Given that level of confidence, it is no easy matter to bet against Mr. Ackman – but investors have been doing just that over the past few weeks. On Wednesday, the Wall Street Journal reported that Carl Icahn had taken a "small" position in the stock. Daniel Loeb of Third Point has bought an 8.2 per cent stake.

And, most vocally, John Hempton, a hedge fund manager at Bronte Capital in Australia, was among the first to declare publicly that he had invested in Herbalife subsequent to Mr. Ackman's presentation.

He has since visited a Herbalife nutrition club in New York, an experience that added to his conviction that Mr. Ackman's investment thesis is wrong: Far from being a pyramid scheme that overcharges for what are essentially commodity-like products, Herbalife's business model offers a social support group for weight loss. He compares it to Alcoholics Anonymous.

"Bill Ackman, a Harvard educated (magna cum laude) billionaire New York hedge fund manager, bet over a billion dollars on a short position (imperiling his fund and his reputation) without checking the facts," Mr. Hempton said in a blog post detailing his visit to the nutrition club.

"And he did not check the facts because he was so rigid with a misplaced silver spoon that he could not stoop to sit on a subway for thirty minutes and talk with poor people for ninety minutes."

After Mr. Ackman made his presentation, Herbalife's share price dipped as much as $11, but has since rebounded about $20, or 77 per cent, from that low. The shares are now 24 per cent higher than they were before the presentation.

That must hurt Pershing Square if it has held on. And though these are early days in this battle, it surely isn't unfolding the way Mr. Ackman had anticipated.

His investment style is bold, and he often takes very large positions in stocks. Pershing Square has a 17.8 per cent stake in J.C. Penney, worth $730-million. Its 13.9 per cent stake in Canadian Pacific is now worth $2.6-billion (Canadian). And it recently invested $2-billion (U.S.) in Procter & Gamble. These three stocks alone account for about half of Pershing Square's $11-billion in assets.
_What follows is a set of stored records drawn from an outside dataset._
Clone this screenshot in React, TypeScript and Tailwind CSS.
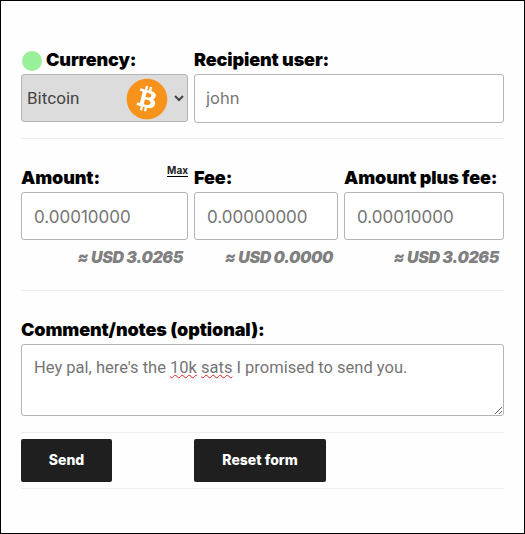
import React from 'react';
import { FaBitcoin } from 'react-icons/fa';

const Label: React.FC<{ children: React.ReactNode; className?: string }> = ({ children, className }) => (
  <label className={`block text-[18px] leading-[24px] font-black text-black tracking-[-0.12px] whitespace-nowrap ${className ?? ''}`}>{children}</label>
);

const inputCls =
  'block w-full bg-white border border-[#b4b4b4] rounded-[3px] text-[#757575] placeholder:text-[#757575] outline-none';
const amountCls = `${inputCls} h-[48px] px-[12px] pt-[1px] text-[17px]`;

const Usd: React.FC<{ value: string }> = ({ value }) => (
  <div className="mt-[5px] pr-[5px] text-right text-[16px] leading-[24px] font-black italic text-[#808080] tracking-[-0.4px]">≈ USD {value}</div>
);

const App: React.FC = () => {
  return (
    <div className="w-[525px] h-[534px] bg-[#fefefe] border border-black px-[20px] pt-[46px] overflow-hidden" style={{ fontFamily: 'Inter, "Liberation Sans", sans-serif' }}>
      <div className="flex gap-[6px] w-[483px]">
        <div className="w-[167px] shrink-0">
          <div className="flex items-center h-[27px]">
            <span className="w-[20px] h-[20px] ml-[1px] mr-[4px] rounded-full bg-[#98f098]" />
            <Label className="-mt-[2px]">Currency:</Label>
          </div>
          <div className="relative">
            <select className="block w-full h-[48px] pl-[1px] bg-[#dcdcdc] border border-[#b4b4b4] rounded-[3px] text-[17px] text-[#444] outline-none" style={{ fontFamily: 'Roboto, sans-serif' }}>
              <option>Bitcoin</option>
            </select>
            <span className="absolute left-[109px] top-[8px] w-[33px] h-[33px] rounded-full bg-white flex items-center justify-center">
              <FaBitcoin className="shrink-0 w-[42px] h-[42px] text-[#f7931a]" />
            </span>
          </div>
        </div>
        <div className="flex-1">
          <Label className="h-[27px] pt-[1px]">Recipient user:</Label>
          <input className={`${inputCls} h-[49px] px-[11px] pb-[1px] text-[16.5px]`} placeholder="john" />
        </div>
      </div>

      <hr className="w-[483px] mt-[15px] border-0 border-t border-[#eeeeee]" />

      <div className="flex gap-[6px] w-[483px] mt-[26px]">
        <div className="w-[167px] shrink-0">
          <div className="flex justify-between h-[27px]">
            <Label className="pt-[1px]">Amount:</Label>
            <span className="h-[12px] text-[10px] leading-[11px] font-bold text-[#222] border-b border-black">Max</span>
          </div>
          <input className={amountCls} defaultValue="0.00010000" />
          <Usd value="3.0265" />
        </div>
        <div className="w-[144px] shrink-0">
          <Label className="h-[27px] pt-[1px]">Fee:</Label>
          <input className={amountCls} defaultValue="0.00000000" />
          <Usd value="0.0000" />
        </div>
        <div className="flex-1">
          <Label className="h-[27px] pt-[1px]">Amount plus fee:</Label>
          <input className={amountCls} defaultValue="0.00010000" />
          <Usd value="3.0265" />
        </div>
      </div>

      <hr className="w-[483px] mt-[21px] border-0 border-t border-[#eeeeee]" />

      <Label className="mt-[27px] h-[26px]">Comment/notes (optional):</Label>
      <div className="w-[483px] h-[72px] px-[12px] pt-[11px] pb-[9px] bg-white border border-[#b4b4b4] rounded-[3px] text-[16.5px] leading-[24px] text-[#757575] resize overflow-auto" style={{ fontFamily: 'Roboto, sans-serif' }}>
        Hey pal, here's the{' '}
        <span className="underline decoration-wavy decoration-[#e02020] decoration-1">10k</span>{' '}
        <span className="underline decoration-wavy decoration-[#e02020] decoration-1">sats</span> I promised to send you.
      </div>

      <hr className="w-[483px] mt-[16px] border-0 border-t border-[#eeeeee]" />

      <div className="flex w-[483px] mt-[6px]">
        <button className="w-[91px] h-[43px] pb-[2px] bg-[#1f1f1f] rounded-[2px] text-white text-[14px] font-extrabold">Send</button>
        <button className="w-[132px] h-[43px] ml-[82px] pb-[2px] bg-[#1f1f1f] rounded-[2px] text-white text-[14px] font-extrabold">Reset form</button>
      </div>

      <hr className="w-[483px] mt-[6px] border-0 border-t border-[#eeeeee]" />
    </div>
  );
};

export default App;
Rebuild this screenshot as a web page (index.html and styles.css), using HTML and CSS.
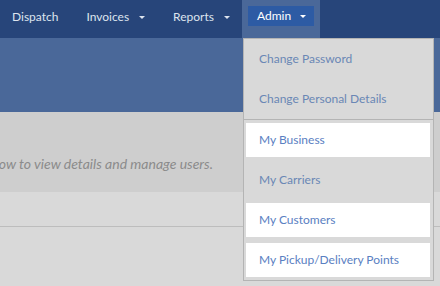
FILE: index.html
```html
<!DOCTYPE html>
<html lang="en">
<head>
    <meta charset="UTF-8">
    <meta name="viewport" content="width=device-width, initial-scale=1.0">
    <title>My Business</title>
    <link rel="stylesheet" href="styles.css">
</head>
<body>
    <nav class="topbar">
        <ul class="nav-list">
            <li class="nav-item"><a href="#">Dispatch</a></li>
            <li class="nav-item"><a href="#">Invoices<span class="caret"></span></a></li>
            <li class="nav-item"><a href="#">Reports<span class="caret"></span></a></li>
            <li class="nav-item open">
                <a href="#" class="admin-toggle">Admin<span class="caret"></span></a>
                <ul class="dropdown">
                    <li><a href="#">Change Password</a></li>
                    <li><a href="#">Change Personal Details</a></li>
                    <li class="divider"></li>
                    <li class="lit"><a href="#">My Business</a></li>
                    <li><a href="#">My Carriers</a></li>
                    <li class="lit"><a href="#">My Customers</a></li>
                    <li class="lit"><a href="#">My Pickup/Delivery Points</a></li>
                </ul>
            </li>
        </ul>
    </nav>

    <header class="page-head"></header>

    <section class="intro">
        <div class="intro-inner">
            <p>Select a business from the list below to view details and manage users.</p>
        </div>
    </section>

    <div class="table-head"></div>
    <div class="table-body"></div>
</body>
</html>
```

FILE: styles.css
```css
body {
    margin: 0;
    background-color: #d9d9d9;
    font-family: Lato, "Open Sans", sans-serif;
    font-size: 12px;
    overflow: hidden;
}
a {
    text-decoration: none;
    color: inherit;
}
.topbar {
    height: 38px;
    background-color: #27457a;
}
.nav-list {
    list-style: none;
    margin: 0;
    padding: 0 0 0 12px;
    display: flex;
    height: 100%;
}
.nav-item {
    position: relative;
    display: flex;
    align-items: center;
    margin-right: 28px;
    color: #dde4ee;
    padding-bottom: 6px;
}
.nav-item:nth-child(3) {
    margin-right: 12px;
}
.caret {
    display: inline-block;
    width: 0;
    height: 0;
    border-left: 3px solid transparent;
    border-right: 3px solid transparent;
    border-top: 3px solid #dde4ee;
    margin-left: 10px;
    vertical-align: middle;
}
.nav-item.open {
    background-color: #4a6899;
    padding: 6px 6px 0;
    align-items: flex-start;
    color: #fff;
}
.admin-toggle {
    display: block;
    height: 20px;
    line-height: 19px;
    padding: 0 8px 0 9px;
    background-color: #2d5ba4;
}
.admin-toggle .caret {
    border-top-color: #fff;
    margin-left: 9px;
}
.dropdown {
    position: absolute;
    top: 38px;
    left: 1px;
    width: 189px;
    list-style: none;
    margin: 0;
    padding: 0;
    display: flex;
    flex-direction: column;
    background-color: #d9d9d9;
    border: 1px solid #b4b4b4;
    z-index: 2;
}
.dropdown li {
    margin: 3px 3px 3px 2px;
    height: 34px;
}
.dropdown li a {
    display: block;
    line-height: 34px;
    padding-left: 13px;
    color: #6a87b5;
}
.dropdown li.lit {
    background-color: #fff;
}
.dropdown li.lit a {
    color: #5a80c2;
}
.dropdown li.divider {
    height: 1px;
    margin: 0;
    background-color: #b4b4b4;
}
.page-head {
    height: 74px;
    background-color: #4a6899;
}
.intro {
    height: 80px;
    background-color: #cecece;
    overflow: hidden;
}
.intro-inner {
    width: 213px;
    display: flex;
    justify-content: flex-end;
}
.intro p {
    margin: 0;
    padding-top: 43px;
    white-space: nowrap;
    font-size: 14px;
    font-style: italic;
    color: #8b8b8b;
}
.table-head {
    height: 34px;
    border-bottom: 1px solid #bdbdbd;
}
.table-body {
    height: 60px;
}
```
A narrow portfolio is great when things go well, but potentially awful when things go wrong. If investors bolt and the management company is forced to liquidate positions, it could turn to Canadian Pacific or J.C. Penney.

CP has risen more than 60 per cent since Ackman declared his position in it, making profit-taking look like an easy decision. On J.C. Penney, shares fell 44 per cent last year, making it look like a lost cause. Given that it isn't easy to unload big positions, the selling pressure could weigh heavily on the share prices.

In other words, if Mr. Ackman is wrong about Herbalife, the impact will resonate well beyond the New York nutrition club Mr. Hempton recently visited.